Loriot: Der ganz offene Brief
115 ungewöhnliche Mitteilungen
Autorin/Autor: Loriot
Genre:
Buchbesprechung verfasst von: Andreas
Es ist einfach nur großartig: ich konnte es ganz genau vor mir sehen und ebenso genau hören, wie Viktor von Bülow (Loriot) in der Ecke seines Sofas sitzt, ein Arm auf die hohe Lehne gestützt und wie er – mit einem leisen, ironischen Lächeln – seine Briefe vorliest; und uns auch gleich – falls vorhanden – ein paar der Reaktionen seiner damaligen Leserinnen dazu erzählt. Zwischendurch blickt er immer wieder über den Rand seiner Lesebrille zu uns herüber und man sieht den Schalk in seinen Augen.

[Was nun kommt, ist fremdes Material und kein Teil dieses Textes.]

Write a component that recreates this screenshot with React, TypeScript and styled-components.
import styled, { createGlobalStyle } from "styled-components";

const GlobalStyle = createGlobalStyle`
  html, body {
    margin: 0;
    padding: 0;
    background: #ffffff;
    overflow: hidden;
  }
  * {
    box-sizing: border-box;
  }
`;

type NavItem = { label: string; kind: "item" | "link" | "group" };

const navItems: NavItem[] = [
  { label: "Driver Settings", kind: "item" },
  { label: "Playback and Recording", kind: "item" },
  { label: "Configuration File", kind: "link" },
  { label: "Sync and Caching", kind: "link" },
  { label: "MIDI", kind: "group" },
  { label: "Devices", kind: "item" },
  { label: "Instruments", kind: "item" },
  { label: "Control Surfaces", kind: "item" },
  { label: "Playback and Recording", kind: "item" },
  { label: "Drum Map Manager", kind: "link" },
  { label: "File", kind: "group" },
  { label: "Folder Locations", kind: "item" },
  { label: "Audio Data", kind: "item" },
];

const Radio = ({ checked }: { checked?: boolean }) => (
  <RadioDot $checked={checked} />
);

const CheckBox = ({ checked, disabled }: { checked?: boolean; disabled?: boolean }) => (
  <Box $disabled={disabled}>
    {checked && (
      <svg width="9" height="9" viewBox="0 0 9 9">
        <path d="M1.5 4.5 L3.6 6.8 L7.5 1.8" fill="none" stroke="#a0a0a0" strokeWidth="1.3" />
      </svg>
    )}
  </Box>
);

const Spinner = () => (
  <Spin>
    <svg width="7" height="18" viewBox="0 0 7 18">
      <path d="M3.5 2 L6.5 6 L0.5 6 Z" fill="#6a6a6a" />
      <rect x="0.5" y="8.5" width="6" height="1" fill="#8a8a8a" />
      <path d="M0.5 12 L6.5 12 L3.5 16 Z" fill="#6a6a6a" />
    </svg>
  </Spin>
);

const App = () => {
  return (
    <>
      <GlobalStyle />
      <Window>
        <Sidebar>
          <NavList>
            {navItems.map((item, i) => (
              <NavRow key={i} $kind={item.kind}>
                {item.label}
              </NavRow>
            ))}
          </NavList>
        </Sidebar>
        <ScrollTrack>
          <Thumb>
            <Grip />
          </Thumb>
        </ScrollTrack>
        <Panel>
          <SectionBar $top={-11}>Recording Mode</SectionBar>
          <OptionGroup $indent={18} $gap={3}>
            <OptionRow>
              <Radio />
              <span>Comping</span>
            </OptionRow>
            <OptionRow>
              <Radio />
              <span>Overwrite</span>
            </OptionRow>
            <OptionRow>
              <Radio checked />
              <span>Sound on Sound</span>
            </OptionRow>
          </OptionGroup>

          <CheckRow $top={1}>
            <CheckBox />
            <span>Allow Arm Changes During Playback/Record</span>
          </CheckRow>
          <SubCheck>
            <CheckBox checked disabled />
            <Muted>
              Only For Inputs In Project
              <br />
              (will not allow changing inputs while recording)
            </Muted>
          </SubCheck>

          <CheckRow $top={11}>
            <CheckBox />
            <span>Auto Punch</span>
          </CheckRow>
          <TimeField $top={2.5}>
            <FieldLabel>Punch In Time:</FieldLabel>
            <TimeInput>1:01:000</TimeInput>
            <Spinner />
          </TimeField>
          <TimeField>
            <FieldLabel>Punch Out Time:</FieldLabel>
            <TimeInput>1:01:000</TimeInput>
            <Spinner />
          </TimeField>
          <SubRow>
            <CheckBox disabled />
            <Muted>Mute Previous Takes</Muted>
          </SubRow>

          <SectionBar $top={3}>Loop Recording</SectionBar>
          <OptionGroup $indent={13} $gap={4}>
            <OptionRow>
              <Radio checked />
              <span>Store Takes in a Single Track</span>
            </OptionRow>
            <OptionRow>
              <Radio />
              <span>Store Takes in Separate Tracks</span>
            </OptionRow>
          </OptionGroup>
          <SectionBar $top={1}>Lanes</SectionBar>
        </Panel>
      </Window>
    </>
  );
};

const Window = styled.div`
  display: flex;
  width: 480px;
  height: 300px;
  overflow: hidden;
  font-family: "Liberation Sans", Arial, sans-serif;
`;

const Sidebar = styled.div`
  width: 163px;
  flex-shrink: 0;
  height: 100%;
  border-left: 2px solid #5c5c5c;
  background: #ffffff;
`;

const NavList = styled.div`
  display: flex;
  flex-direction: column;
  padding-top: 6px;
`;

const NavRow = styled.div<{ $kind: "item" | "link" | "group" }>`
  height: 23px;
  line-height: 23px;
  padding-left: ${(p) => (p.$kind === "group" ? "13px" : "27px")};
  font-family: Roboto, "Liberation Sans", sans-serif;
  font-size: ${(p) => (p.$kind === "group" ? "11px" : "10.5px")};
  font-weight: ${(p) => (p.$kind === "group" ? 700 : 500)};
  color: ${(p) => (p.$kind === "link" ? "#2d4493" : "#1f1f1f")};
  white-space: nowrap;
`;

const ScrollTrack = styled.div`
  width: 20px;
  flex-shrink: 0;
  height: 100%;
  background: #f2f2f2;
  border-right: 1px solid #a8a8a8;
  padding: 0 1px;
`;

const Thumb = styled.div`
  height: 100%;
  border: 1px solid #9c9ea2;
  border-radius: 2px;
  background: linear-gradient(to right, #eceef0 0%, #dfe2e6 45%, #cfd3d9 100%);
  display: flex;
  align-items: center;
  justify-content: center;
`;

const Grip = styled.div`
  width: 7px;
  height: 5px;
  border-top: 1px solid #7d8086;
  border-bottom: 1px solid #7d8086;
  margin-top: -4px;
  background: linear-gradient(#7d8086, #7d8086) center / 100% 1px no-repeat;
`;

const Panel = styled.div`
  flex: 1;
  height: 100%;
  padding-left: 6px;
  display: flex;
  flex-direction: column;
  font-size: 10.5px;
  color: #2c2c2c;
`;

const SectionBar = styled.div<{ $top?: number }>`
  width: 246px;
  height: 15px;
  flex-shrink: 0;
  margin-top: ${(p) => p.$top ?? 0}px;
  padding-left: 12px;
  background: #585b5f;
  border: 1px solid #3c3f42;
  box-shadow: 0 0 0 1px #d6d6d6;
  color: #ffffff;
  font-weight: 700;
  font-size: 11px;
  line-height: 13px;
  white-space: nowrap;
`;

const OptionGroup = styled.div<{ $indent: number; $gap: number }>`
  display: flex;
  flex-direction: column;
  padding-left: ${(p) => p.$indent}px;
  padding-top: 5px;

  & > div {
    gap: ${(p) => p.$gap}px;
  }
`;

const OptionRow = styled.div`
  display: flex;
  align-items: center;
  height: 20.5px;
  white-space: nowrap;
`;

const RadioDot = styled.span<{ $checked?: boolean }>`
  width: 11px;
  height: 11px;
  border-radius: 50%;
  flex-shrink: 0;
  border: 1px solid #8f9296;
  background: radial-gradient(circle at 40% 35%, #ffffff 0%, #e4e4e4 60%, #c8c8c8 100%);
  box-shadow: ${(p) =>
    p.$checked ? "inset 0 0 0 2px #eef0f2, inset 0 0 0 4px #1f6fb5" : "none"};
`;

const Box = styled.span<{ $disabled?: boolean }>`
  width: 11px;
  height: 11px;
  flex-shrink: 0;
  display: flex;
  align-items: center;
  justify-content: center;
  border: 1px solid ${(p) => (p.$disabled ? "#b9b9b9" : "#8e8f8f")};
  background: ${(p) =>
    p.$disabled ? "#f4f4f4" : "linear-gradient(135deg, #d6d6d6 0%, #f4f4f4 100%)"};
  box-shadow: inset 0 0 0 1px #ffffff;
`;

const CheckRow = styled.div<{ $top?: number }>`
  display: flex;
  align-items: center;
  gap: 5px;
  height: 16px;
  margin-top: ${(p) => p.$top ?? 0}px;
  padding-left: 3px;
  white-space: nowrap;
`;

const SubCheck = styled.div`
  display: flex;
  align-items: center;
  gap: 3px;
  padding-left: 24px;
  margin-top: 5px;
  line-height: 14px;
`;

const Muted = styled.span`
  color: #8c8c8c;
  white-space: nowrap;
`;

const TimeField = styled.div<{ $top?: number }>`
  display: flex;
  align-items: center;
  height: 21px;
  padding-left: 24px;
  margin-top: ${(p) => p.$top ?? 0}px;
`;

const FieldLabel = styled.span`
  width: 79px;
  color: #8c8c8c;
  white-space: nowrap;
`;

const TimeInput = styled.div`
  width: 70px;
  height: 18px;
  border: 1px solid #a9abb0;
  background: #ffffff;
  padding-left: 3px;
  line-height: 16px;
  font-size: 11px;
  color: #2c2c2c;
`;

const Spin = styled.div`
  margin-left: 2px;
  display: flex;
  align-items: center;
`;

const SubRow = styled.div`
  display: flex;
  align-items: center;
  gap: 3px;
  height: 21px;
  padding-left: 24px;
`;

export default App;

Eines jener Bücher, das man entweder alleine, ohne Publikum liest, oder im Kreis von Gleichgesinnten; keinesfalls öffentlich, von unwissenden Menschen umgeben. Diese nämlich würden wegen des andauernden und unvermittelten Auflachens der Leserin/des Lesers entweder sich belästigt fühlen oder überhaupt gleich Hilfe holen.
Dabei benötigt man gar keine Hilfeleistung, denn Lachen ist ja gesund und davon bekommt man eine ganz große Dosis mit diesem Buch geliefert.
In seiner Anfangszeit, Ende der 1960er, Anfang der 1960er-Jahre, schrieb Loriot in der Wochenzeitschrift „Quick“ Leserbriefe. Im Rahmen einer eigenen Kolumne, eben „Der ganz offene Brief“, schrieb er mehr oder weniger ernsthaft, spöttisch, immer scharfzüngig über das Tagesgeschehen. Von der Politik bis zum Alltäglichen – nichts ist sicher vor Loriots spitzer Feder. Damals war er noch nicht der „Doyen“ der deutschen Satiriker; dass er es einst werden würde, das zeigen seine brillianten Formulierungen, nach ein paar sematischen Pirouetten immer ganz genau auf den Punkt gebracht.
Neben der grandiosen Unterhaltung liefert dieses Buch dabei auch einen historischen Abriss darüber, was die Menschen damals bewegte und wie der Alltag aussah. Bei Bedarf sind, auch noch Informationen zu Personen und/oder Ereignissen hinzugefügt – denn vieles von dem, worauf Loriot Bezug nimmt, uns kaum (mehr) bekannt ist.
Eine tolle Idee, diese „Briefe“, die in einem Zeitraum von 5 Jahren entstanden (1957 – 1961), in Buchform zu veröffentlichen. Und es gibt – natürlich – die dazu passenden Karikaturen von Loriot.
Am Ende finden sich dann – quasi als späte Rache Loriots an den Machern der in den 1990er-Jahren eingestellten „Quick“ – einige bislang nicht veröffentlichte „Leserbriefe“.
Angeschlossen sind auch einige der Reaktionen der damaligen Leserinnen. Auch das ist hoch interessant, sieht man daran doch, worüber sich damals die Menschen noch aufregen konnten und wegen welcher satirischen Beiträge sie mit dem baldigen Untergang des Abendlandes rechneten. Meistens Dinge, die wir heute nicht einmals mehr sonderlich bemerken würden (aber so etwas werden die Menschen in 50 Jahren sicherlich auch über unser Heute sagen).
Ein Muss für Fans von Loriot, intelligentem Humor und Spaß an der Freude; aber was rede ich: in Wahrheit fällt mir niemand ein die/der dieses Buch nicht lesen sollte!